* _Records provided_:

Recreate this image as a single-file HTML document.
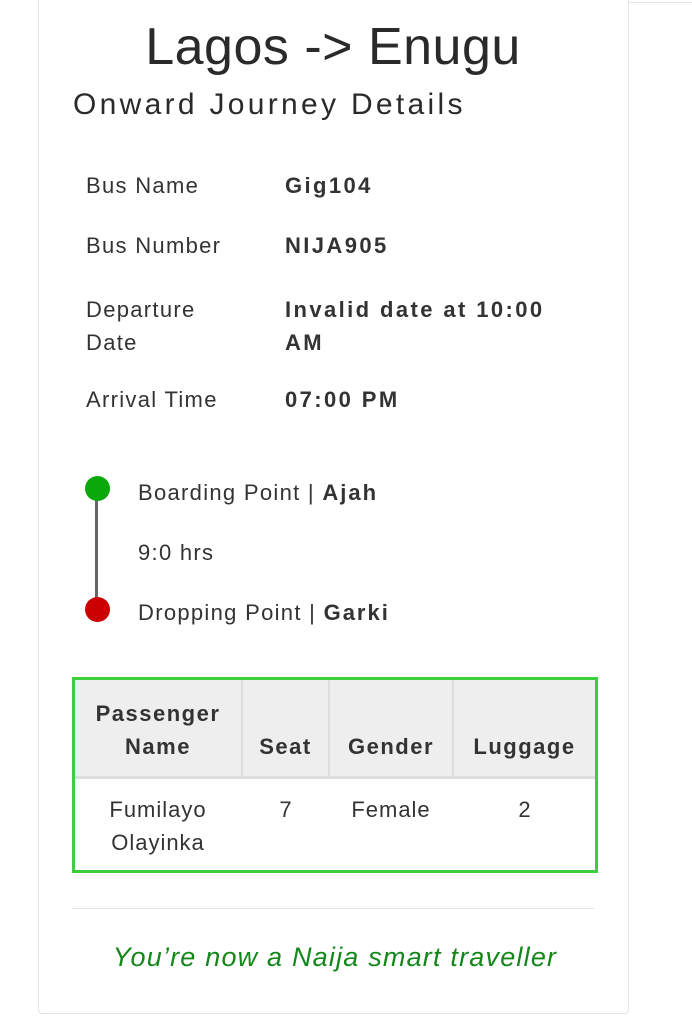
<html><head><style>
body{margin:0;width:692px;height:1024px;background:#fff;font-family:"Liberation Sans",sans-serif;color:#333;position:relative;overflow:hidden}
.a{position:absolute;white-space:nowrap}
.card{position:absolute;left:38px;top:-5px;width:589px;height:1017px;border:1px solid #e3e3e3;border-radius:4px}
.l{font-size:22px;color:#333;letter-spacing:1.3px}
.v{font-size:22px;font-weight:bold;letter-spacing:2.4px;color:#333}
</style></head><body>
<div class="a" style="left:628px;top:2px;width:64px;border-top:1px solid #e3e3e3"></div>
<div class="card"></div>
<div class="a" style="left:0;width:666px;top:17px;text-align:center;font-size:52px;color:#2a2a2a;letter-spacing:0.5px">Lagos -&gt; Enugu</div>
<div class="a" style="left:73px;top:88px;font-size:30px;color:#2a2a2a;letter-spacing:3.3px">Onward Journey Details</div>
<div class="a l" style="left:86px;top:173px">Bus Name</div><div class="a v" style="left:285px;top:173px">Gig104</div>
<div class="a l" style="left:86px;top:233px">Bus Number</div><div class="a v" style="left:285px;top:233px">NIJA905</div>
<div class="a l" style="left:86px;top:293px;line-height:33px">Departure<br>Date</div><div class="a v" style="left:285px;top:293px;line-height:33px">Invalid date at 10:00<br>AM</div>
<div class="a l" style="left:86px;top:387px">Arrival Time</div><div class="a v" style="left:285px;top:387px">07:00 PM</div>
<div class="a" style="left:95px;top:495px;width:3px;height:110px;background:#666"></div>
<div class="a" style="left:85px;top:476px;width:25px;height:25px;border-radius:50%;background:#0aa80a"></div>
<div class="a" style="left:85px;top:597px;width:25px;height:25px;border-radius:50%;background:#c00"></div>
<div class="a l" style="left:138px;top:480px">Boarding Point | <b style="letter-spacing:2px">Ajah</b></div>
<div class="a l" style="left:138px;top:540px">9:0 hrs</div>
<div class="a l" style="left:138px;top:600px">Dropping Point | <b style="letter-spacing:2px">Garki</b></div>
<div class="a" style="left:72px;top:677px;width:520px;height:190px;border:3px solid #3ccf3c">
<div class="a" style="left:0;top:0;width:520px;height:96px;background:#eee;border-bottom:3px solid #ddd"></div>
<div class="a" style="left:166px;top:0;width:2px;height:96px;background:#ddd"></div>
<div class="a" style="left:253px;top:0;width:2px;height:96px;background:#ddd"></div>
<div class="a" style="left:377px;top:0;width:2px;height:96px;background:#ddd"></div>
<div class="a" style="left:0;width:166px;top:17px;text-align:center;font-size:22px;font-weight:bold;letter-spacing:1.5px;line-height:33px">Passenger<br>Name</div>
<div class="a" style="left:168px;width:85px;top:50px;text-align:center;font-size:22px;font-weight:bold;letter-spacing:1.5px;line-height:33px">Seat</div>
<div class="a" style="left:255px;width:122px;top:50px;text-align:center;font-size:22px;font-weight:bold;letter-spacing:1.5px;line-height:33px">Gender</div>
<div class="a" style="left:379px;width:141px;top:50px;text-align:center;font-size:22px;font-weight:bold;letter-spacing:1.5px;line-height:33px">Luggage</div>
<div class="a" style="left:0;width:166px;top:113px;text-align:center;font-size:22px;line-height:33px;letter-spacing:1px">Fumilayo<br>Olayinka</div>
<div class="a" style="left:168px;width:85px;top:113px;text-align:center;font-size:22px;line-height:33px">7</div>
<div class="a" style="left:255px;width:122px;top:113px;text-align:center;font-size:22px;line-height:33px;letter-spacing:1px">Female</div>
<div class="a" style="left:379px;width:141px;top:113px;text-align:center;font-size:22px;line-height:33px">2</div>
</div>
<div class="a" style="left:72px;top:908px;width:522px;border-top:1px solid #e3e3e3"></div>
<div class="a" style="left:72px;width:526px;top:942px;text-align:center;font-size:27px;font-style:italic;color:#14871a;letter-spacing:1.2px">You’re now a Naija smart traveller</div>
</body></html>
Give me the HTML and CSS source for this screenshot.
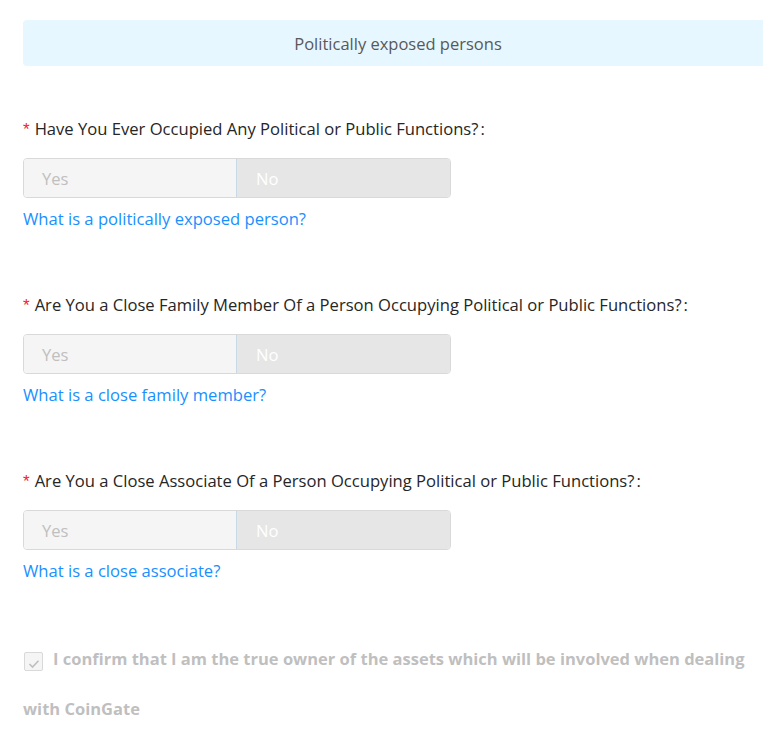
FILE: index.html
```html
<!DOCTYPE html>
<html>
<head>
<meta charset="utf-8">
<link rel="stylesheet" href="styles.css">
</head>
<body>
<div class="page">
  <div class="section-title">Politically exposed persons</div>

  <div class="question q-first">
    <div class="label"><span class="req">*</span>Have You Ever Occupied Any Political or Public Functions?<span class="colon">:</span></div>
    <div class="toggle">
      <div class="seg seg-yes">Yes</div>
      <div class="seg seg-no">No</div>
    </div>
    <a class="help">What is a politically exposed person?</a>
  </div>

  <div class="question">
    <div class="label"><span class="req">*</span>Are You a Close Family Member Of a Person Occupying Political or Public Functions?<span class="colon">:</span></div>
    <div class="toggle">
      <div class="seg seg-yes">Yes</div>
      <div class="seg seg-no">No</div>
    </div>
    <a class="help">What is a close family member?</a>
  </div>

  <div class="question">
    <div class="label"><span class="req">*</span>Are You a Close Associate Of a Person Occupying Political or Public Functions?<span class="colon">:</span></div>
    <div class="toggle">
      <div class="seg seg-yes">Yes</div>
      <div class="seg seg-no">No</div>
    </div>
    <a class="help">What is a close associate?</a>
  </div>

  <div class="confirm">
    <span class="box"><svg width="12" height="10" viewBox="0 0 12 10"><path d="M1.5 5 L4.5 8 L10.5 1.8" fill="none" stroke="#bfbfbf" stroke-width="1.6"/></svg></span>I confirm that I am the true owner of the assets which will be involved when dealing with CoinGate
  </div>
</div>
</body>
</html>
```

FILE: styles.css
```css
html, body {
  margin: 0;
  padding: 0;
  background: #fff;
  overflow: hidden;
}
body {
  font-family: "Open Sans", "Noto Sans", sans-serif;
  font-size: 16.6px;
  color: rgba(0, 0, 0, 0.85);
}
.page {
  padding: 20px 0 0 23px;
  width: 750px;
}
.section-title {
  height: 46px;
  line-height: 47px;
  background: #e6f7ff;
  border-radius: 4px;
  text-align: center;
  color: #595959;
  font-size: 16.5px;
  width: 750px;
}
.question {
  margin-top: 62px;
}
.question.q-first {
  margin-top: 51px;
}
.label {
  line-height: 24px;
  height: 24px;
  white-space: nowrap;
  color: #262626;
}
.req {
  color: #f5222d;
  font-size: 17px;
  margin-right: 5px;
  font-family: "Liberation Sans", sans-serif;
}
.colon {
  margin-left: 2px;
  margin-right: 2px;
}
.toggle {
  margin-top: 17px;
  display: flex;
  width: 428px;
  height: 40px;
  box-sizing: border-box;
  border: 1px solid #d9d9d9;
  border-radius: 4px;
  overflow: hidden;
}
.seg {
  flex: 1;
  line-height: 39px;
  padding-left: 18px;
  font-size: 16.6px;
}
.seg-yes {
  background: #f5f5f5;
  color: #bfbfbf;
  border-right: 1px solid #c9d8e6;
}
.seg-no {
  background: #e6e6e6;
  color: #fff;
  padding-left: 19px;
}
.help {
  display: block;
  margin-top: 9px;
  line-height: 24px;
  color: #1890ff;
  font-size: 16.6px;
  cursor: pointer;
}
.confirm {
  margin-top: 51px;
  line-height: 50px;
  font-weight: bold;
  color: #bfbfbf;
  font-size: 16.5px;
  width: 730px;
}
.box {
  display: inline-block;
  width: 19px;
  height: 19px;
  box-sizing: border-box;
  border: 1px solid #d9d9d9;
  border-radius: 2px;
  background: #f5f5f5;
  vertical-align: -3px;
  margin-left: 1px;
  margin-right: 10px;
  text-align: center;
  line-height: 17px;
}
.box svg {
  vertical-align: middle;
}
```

* _What to work on_: Where a line holds "this", copy it out.

* _Expected output_:
Recreate this image as a single-file HTML document.
Give me the HTML and CSS source for this screenshot.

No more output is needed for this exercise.